Does Miss. St. Coach Dan Mullen Have a Point About Reverting to Pre-BCS Days?
In the midst of the college football world wishing away the 2013 season to get to the new playoff starting in 2014, some, like Mississippi State's Dan Mullen, would have no problem getting back to the old days of college football. As ESPN's Ivan Maisel reports, Mullen wouldn't mind getting back to the day when bowls were all that mattered, national championships could be split and the end game was not a playoff.
The Bulldogs head coach has got a point, the same point that Bob Stoops made in 2012 during the BCS Meetings: Just because the fans want it and television will pay for it doesn't mean the playoff is the best thing for college football.
Mullen's simply not as sold, not nearly as gung ho, about the playoff and all that is going to come with it. From his SEC Media Days appearance when asked about the new playoff, via Georgia's Red and Black newspaper:
I want to see how it's going to affect all of college football, whether it's in a positive way or negative way.

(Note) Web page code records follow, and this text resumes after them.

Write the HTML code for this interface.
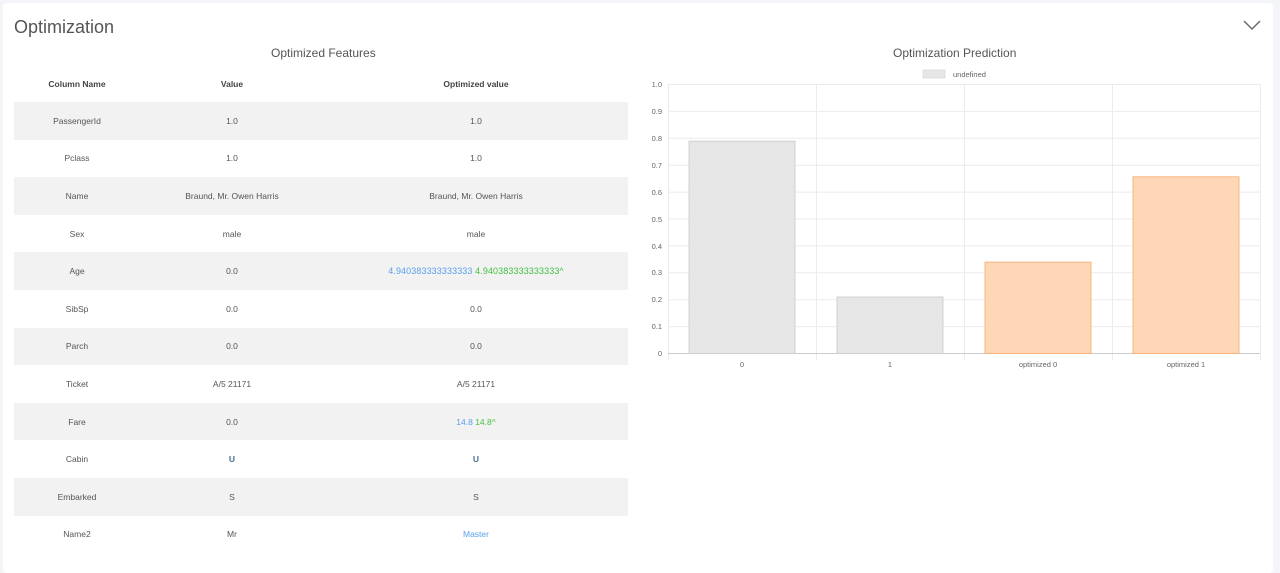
<!DOCTYPE html>
<html><head><meta charset="utf-8"><style>
body{margin:0;width:1280px;height:562px;background:#f4f5f8;font-family:"Liberation Sans",sans-serif;overflow:hidden;position:relative}
.card{position:absolute;left:3px;top:3px;width:1270px;height:570px;background:#fff;border-radius:4px}
h1{position:absolute;left:14px;top:17px;margin:0;font-weight:normal;font-size:18px;color:#555}
.sub{position:absolute;font-size:12px;color:#555}
table{position:absolute;left:14px;top:65px;width:614px;border-collapse:collapse;font-size:8.5px;color:#555}
td,th{text-align:center;height:37.6px;padding:0}
th{font-weight:bold;color:#444;height:37px}
tr.g td{background:#f2f2f2}
.b{color:#5aa0ee}.gr{color:#43c043}
.w{font-size:9px;letter-spacing:0.1px}
.u{color:#4a6f95;font-weight:bold}
</style></head><body>
<div class="card"></div>
<h1>Optimization</h1>
<svg style="position:absolute;left:1243px;top:20px" width="20" height="12"><path d="M1 1 L9 9 L17 1" fill="none" stroke="#666" stroke-width="1.4"/></svg>
<div class="sub" style="left:271px;top:46px">Optimized Features</div>
<div class="sub" style="left:893px;top:46px">Optimization Prediction</div>
<table>
<colgroup><col style="width:126px"><col style="width:184px"><col></colgroup>
<tr><th>Column Name</th><th>Value</th><th>Optimized value</th></tr>
<tr class="g"><td>PassengerId</td><td>1.0</td><td>1.0</td></tr>
<tr><td>Pclass</td><td>1.0</td><td>1.0</td></tr>
<tr class="g"><td>Name</td><td>Braund, Mr. Owen Harris</td><td>Braund, Mr. Owen Harris</td></tr>
<tr><td>Sex</td><td>male</td><td>male</td></tr>
<tr class="g"><td>Age</td><td>0.0</td><td class="w"><span class="b">4.940383333333333</span> <span class="gr">4.940383333333333^</span></td></tr>
<tr><td>SibSp</td><td>0.0</td><td>0.0</td></tr>
<tr class="g"><td>Parch</td><td>0.0</td><td>0.0</td></tr>
<tr><td>Ticket</td><td>A/5 21171</td><td>A/5 21171</td></tr>
<tr class="g"><td>Fare</td><td>0.0</td><td><span class="b">14.8</span> <span class="gr">14.8^</span></td></tr>
<tr><td>Cabin</td><td class="u">U</td><td class="u">U</td></tr>
<tr class="g"><td>Embarked</td><td>S</td><td>S</td></tr>
<tr><td>Name2</td><td>Mr</td><td class="b">Master</td></tr>
</table>
<svg style="position:absolute;left:640px;top:60px" width="640" height="320" font-family="Liberation Sans" font-size="7.5" fill="#666">
<rect x="283" y="10" width="22" height="8" fill="#e6e6e6" stroke="#ccc" stroke-width="0.5"/>
<text x="313" y="17">undefined</text>
<g stroke="#ebebeb" stroke-width="1">
<line x1="28" y1="24.5" x2="620" y2="24.5"/><line x1="28" y1="51.4" x2="620" y2="51.4"/><line x1="28" y1="78.3" x2="620" y2="78.3"/><line x1="28" y1="105.2" x2="620" y2="105.2"/><line x1="28" y1="132.1" x2="620" y2="132.1"/><line x1="28" y1="159" x2="620" y2="159"/><line x1="28" y1="185.9" x2="620" y2="185.9"/><line x1="28" y1="212.8" x2="620" y2="212.8"/><line x1="28" y1="239.7" x2="620" y2="239.7"/><line x1="28" y1="266.6" x2="620" y2="266.6"/>
<line x1="28.5" y1="24" x2="28.5" y2="300"/><line x1="176.5" y1="24" x2="176.5" y2="300"/><line x1="324.5" y1="24" x2="324.5" y2="300"/><line x1="472.5" y1="24" x2="472.5" y2="300"/><line x1="620.5" y1="24" x2="620.5" y2="300"/>
</g>
<line x1="28" y1="293.5" x2="620" y2="293.5" stroke="#ccc"/>
<rect x="49" y="81.2" width="106" height="212.3" fill="#e6e6e6" stroke="#d0d0d0"/>
<rect x="197" y="237" width="106" height="56.5" fill="#e6e6e6" stroke="#d0d0d0"/>
<rect x="345" y="202.1" width="106" height="91.4" fill="#fed8b6" stroke="#f8b57e"/>
<rect x="493" y="116.8" width="106" height="176.7" fill="#fed8b6" stroke="#f8b57e"/>
<g text-anchor="end">
<text x="22" y="27">1.0</text><text x="22" y="54">0.9</text><text x="22" y="81">0.8</text><text x="22" y="108">0.7</text><text x="22" y="135">0.6</text><text x="22" y="162">0.5</text><text x="22" y="189">0.4</text><text x="22" y="215">0.3</text><text x="22" y="242">0.2</text><text x="22" y="269">0.1</text><text x="22" y="296">0</text>
</g>
<g text-anchor="middle">
<text x="102" y="307">0</text><text x="250" y="307">1</text><text x="398" y="307">optimized 0</text><text x="546" y="307">optimized 1</text>
</g>
</svg>
</body></html>
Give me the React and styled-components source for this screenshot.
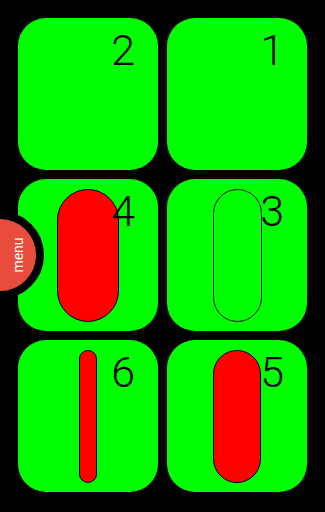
//-----------------IMPORTS---------------
import React from "react";
import styled, { createGlobalStyle } from "styled-components";
//---------------END_IMPORTS---------------

//------------STYLED_COMPONENTS------------
const GlobalStyle = createGlobalStyle`
  html, body {
    margin: 0;
    padding: 0;
    background: #000;
    font-family: Roboto, "Liberation Sans", sans-serif;
  }
  #root {
    min-height: 512px;
  }
`;

const Screen = styled.div`
  position: relative;
  width: 325px;
  height: 512px;
  overflow: hidden;
  background: #000;
`;

const Grid = styled.div`
  display: grid;
  grid-template-columns: 140px 140px;
  grid-auto-rows: 152px;
  column-gap: 9px;
  row-gap: 9px;
  padding: 18px 18px 20px 18px;
`;

const Card = styled.div`
  position: relative;
  display: flex;
  align-items: center;
  justify-content: center;
  background: #00ff00;
  border-radius: 28px;
`;

const Pill = styled.div`
  box-sizing: border-box;
  width: ${(p) => p.$w}px;
  height: 133px;
  border: 1px solid #000;
  border-radius: 999px;
  background: ${(p) => (p.$filled ? "#ff0000" : "transparent")};
`;

const Num = styled.span`
  position: absolute;
  top: 11px;
  right: 23px;
  font-size: 43px;
  font-weight: 300;
  line-height: 1;
  color: #000;
`;

const MenuButton = styled.div`
  position: absolute;
  left: -44px;
  top: 211px;
  width: 88px;
  height: 88px;
  box-sizing: border-box;
  border: 8px solid #000;
  border-radius: 50%;
  background: #e74c3c;
`;

const MenuLabel = styled.span`
  position: absolute;
  left: 53.5px;
  top: 36px;
  transform: translate(-50%, -50%) rotate(-90deg);
  color: #fff;
  font-size: 14px;
  line-height: 1;
  white-space: nowrap;
`;
//----------END_STYLED_COMPONENTS----------

const cards = [
  { n: 2 },
  { n: 1 },
  { n: 4, pill: 62, filled: true },
  { n: 3, pill: 49, filled: false },
  { n: 6, pill: 18, filled: true },
  { n: 5, pill: 48, filled: true },
];

//-----------------COMPONENT---------------
const App = () => {
  return (
    <>
      <GlobalStyle />
      <Screen>
        <Grid>
          {cards.map((c) => (
            <Card key={c.n}>
              {c.pill && <Pill $w={c.pill} $filled={c.filled} />}
              <Num>{c.n}</Num>
            </Card>
          ))}
        </Grid>
        <MenuButton>
          <MenuLabel>menu</MenuLabel>
        </MenuButton>
      </Screen>
    </>
  );
};
//---------------END_COMPONENT---------------

export default App;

After it happens for a couple years, I'll be better equipped to answer that question.
Nothing wrong with a wait-and-see attitude, especially when you look at what Mullen, a coach who lives his life around student athletes, says about enjoying the bowl experience with his players.
Where at the bowl system, we had a bunch of seniors leave winning a championship in their last football game last year. What a great educational tool that is for them winning the Music City Bowl. That's their lasting memory of football...
...The tradition that goes along with it, the excitement with the fan base, when you pull up to Nashville at the Music City Bowl, there's 30,000 fans outside the stadium to meet the bus, what a neat experience that is for your players and fans.
Ultimately, that is the nexus of Mullen's point, and it is a good one. These games are for the team and its players. These games are for the team and its fans. Sure, as it stands now, the four-team event allows the bowls to remain a fixture in the marketplace.
But, with folks already calling for an expanded field and the bracket creep that looms large on the horizon, someone has to look out for the future of the sport. That includes the bowls as not just money-making entities but as celebrations of the season for individual teams and their fanbases.
The casual college football fan is not looking out for that. Television networks are not looking out for that. Media pundits, largely, are not looking out for that. No, those entities want what they want, players and coaches be damned.
It is nice to see a coach, much like Stoops did a year ago, speak to what bowls mean to him and, more importantly, to his players. More often than not, the two most influential cogs in the system, the coaches and players, do not have much of a voice in the future of the game.
Mullen makes a great point, the postseason still needs to, in many ways, be a reward to the players who do the heavy lifting. The bowl trip, the experience, the swag, the per diem and the events are the reward. Hopefully, college football does not lose that.